Si le temps est un enfant-roi qui joue, c’est notre vigilance qui nous permettra d’apaiser, en le ralentissant, le processus de notre impatience, en revenant à nous-mêmes. En d’autres termes, il s’agit d’intervenir sur notre vécu en nous ajustant au rythme des événements tels qu’ils se déroulent.
L’attente sereine consiste à être simplement présent à ce qui est car « quelque chose suit son cours ». Au quotidien, il est possible de s’y exercer, par exemple, à travers l’exercice de la bouilloire.
À l’occasion de la préparation du thé, je mets de l’eau à bouillir dans la bouilloire, cela ne prend que quelques minutes d’apprendre à être plutôt qu’à vouloir.
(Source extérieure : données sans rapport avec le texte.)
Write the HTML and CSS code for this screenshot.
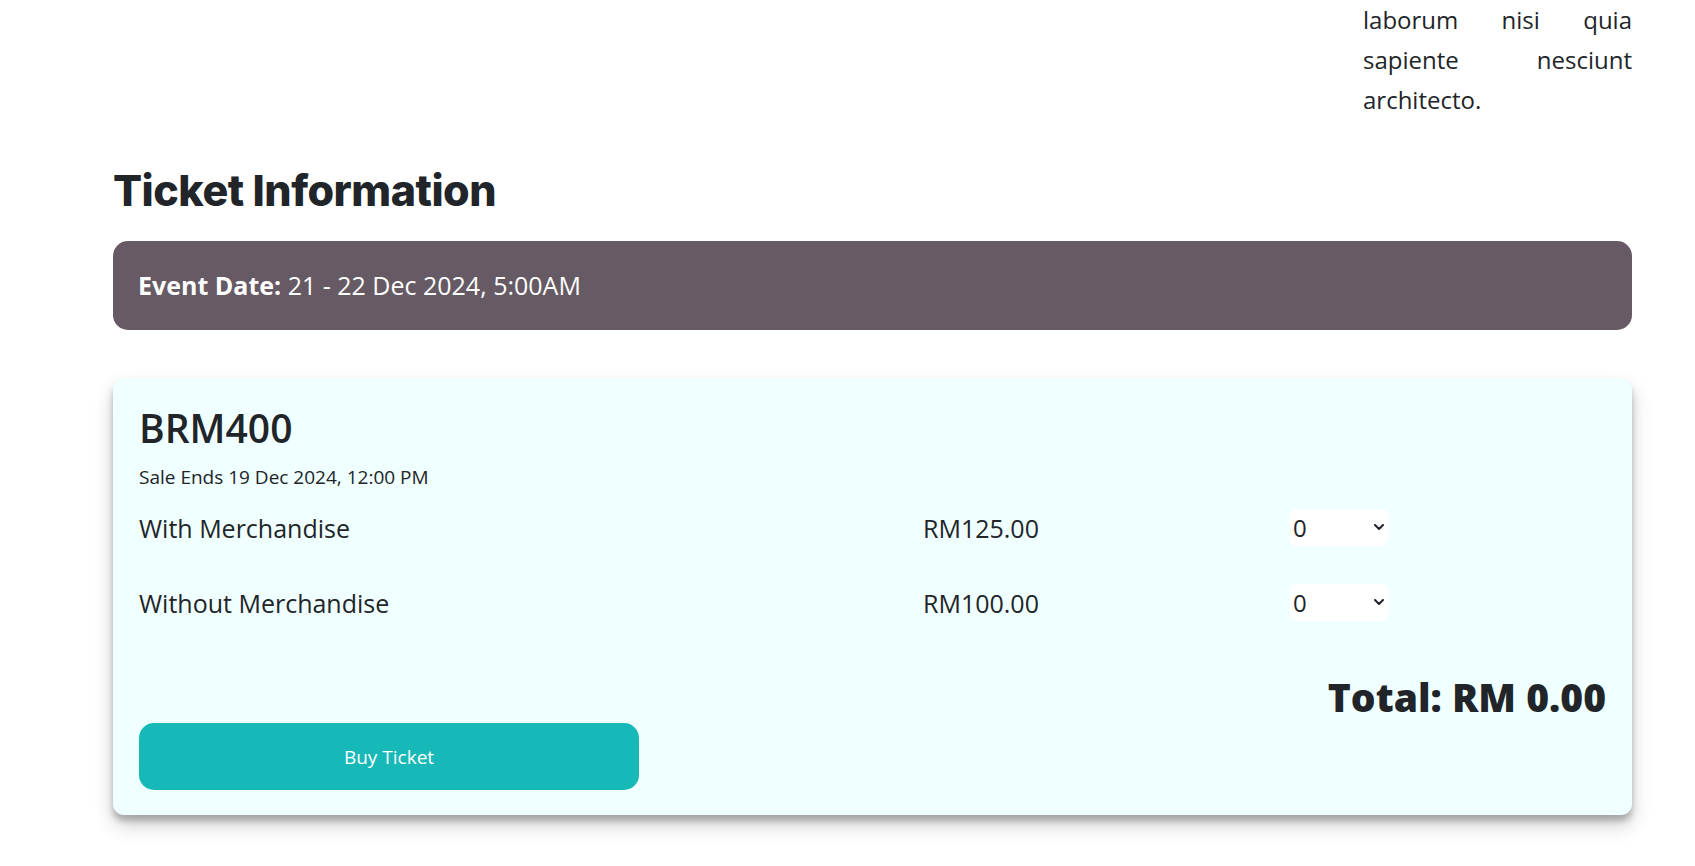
FILE: index.html
```html
<!DOCTYPE html>
<html lang="en">
<head>
<meta charset="utf-8">
<title>Ticket Information</title>
<link rel="stylesheet" href="styles.css">
</head>
<body>
<div class="page">
  <div class="intro">
    <p class="intro-text">laborum nisi quia sapiente nesciunt architecto.</p>
  </div>

  <h2 class="section-title">Ticket Information</h2>

  <div class="event-bar">
    <span><strong>Event Date:</strong> 21 - 22 Dec 2024, 5:00AM</span>
  </div>

  <div class="ticket-card">
    <h3 class="ticket-name">BRM400</h3>
    <p class="sale-ends">Sale Ends 19 Dec 2024, 12:00 PM</p>

    <div class="ticket-rows">
      <div class="ticket-label">With Merchandise</div>
      <div class="ticket-price">RM125.00</div>
      <div class="qty">
        <select class="qty-select"><option>0</option><option>1</option><option>2</option></select>
        <svg class="qty-chevron" viewBox="0 0 10 6" width="10" height="6"><path d="M1 1 L5 5 L9 1" fill="none" stroke="#212529" stroke-width="2" stroke-linecap="round" stroke-linejoin="round"/></svg>
      </div>

      <div class="ticket-label">Without Merchandise</div>
      <div class="ticket-price">RM100.00</div>
      <div class="qty">
        <select class="qty-select"><option>0</option><option>1</option><option>2</option></select>
        <svg class="qty-chevron" viewBox="0 0 10 6" width="10" height="6"><path d="M1 1 L5 5 L9 1" fill="none" stroke="#212529" stroke-width="2" stroke-linecap="round" stroke-linejoin="round"/></svg>
      </div>
    </div>

    <div class="total">Total: RM 0.00</div>
    <button class="buy-btn" type="button">Buy Ticket</button>
  </div>
</div>
</body>
</html>
```

FILE: styles.css
```css
* { box-sizing: border-box; }

html, body {
  margin: 0;
  padding: 0;
  background: #ffffff;
}

body {
  font-family: "Open Sans", "Noto Sans", sans-serif;
  color: #212529;
  min-height: 866px;
}

.page {
  width: 1519px;
  margin-left: 113px;
  padding-bottom: 40px;
}

.intro {
  display: flex;
  justify-content: flex-end;
}

.intro-text {
  width: 269px;
  margin: 0;
  font-size: 24px;
  line-height: 40px;
  text-align: justify;
}

.section-title {
  font-family: "Inter", sans-serif;
  font-weight: 800;
  font-size: 43px;
  letter-spacing: -0.5px;
  line-height: 1.2;
  margin: 45px 0 24px;
}

.event-bar {
  height: 89px;
  background: #665a64;
  border-radius: 15px;
  color: #ffffff;
  font-size: 25px;
  padding: 0 25px;
  display: flex;
  align-items: center;
}

.event-bar strong { font-weight: 700; }

.ticket-card {
  margin-top: 49px;
  background: #f0ffff;
  border-radius: 11px;
  box-shadow: 0 10px 20px rgba(0, 0, 0, 0.19), 0 6px 6px rgba(0, 0, 0, 0.23);
  padding: 26px 26px 25px;
}

.ticket-name {
  margin: 0;
  font-size: 39px;
  font-weight: 600;
  line-height: 1.2;
}

.sale-ends {
  margin: 13px 0 0;
  font-size: 19px;
}

.ticket-rows {
  display: grid;
  grid-template-columns: 784px 366px 100px;
  grid-auto-rows: 37px;
  row-gap: 38px;
  align-items: center;
  margin-top: 19px;
  font-size: 25px;
}

.qty {
  position: relative;
  width: 100px;
  height: 37px;
}

.qty-select {
  appearance: none;
  -webkit-appearance: none;
  width: 100%;
  height: 100%;
  border: none;
  border-radius: 8px;
  background: #ffffff;
  font-family: inherit;
  font-size: 24px;
  color: #212529;
  padding: 0 0 0 4px;
  outline: none;
}

.qty-chevron {
  position: absolute;
  right: 5px;
  top: 15px;
  pointer-events: none;
}

.total {
  text-align: right;
  font-family: "Open Sans", sans-serif;
  font-weight: 800;
  font-size: 39px;
  line-height: 1.2;
  margin-top: 53px;
}

.buy-btn {
  display: block;
  width: 500px;
  height: 67px;
  border: none;
  border-radius: 15px;
  background: #17b8b8;
  color: #ffffff;
  font-family: inherit;
  font-size: 19px;
  margin-top: 2px;
}
```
Plutôt que de regarder ma bouilloire à travers une émotion d’impatience, il m’est possible de me souvenir que comme le disait Jean-Yves Leloup2 : « Il n’existe pas trois temps, le passé, le présent et le futur ; il n’existe que deux temps : le présent et l’absent. »
Observer l’impatience, en pleine présence à soi-même c’est jouer consciemment son jeu, c’est apprendre à être face à la bouilloire et à l’eau qui bout. Une opportunité quotidienne pour nous rapprocher de la paix intérieure. S’ouvrir à son temps intérieur pour tempérer l’impatience. Tout se passe ici maintenant dans ma relation à l’eau qui va se mettre à frémir dans la bouilloire.
Faire de l’eau qui va bouillir un simple exercice quotidien de présence à soi-même, c’est se soumettre à l’enfant-roi qui joue et, s’y soumettant, apprendre à être.
Pour ce faire, nous devrons accueillir notre impatience sans jugement, en étant à la fois et en même temps présent et effacé, de telle manière qu’il ne restera que notre pratique.
Puisse lecteur, ta bouilloire t’aider à te rappeler à toi-même.
Notes :
1. Marcel Conche, Héraclite. Fragments recomposés, Éditions PUF, p. 81
2. Théologien et essayiste, prêtre orthodoxe, il est l’auteur de plus de quatre-vingt-dix ouvrages traitant essentiellement de spiritualité chrétienne.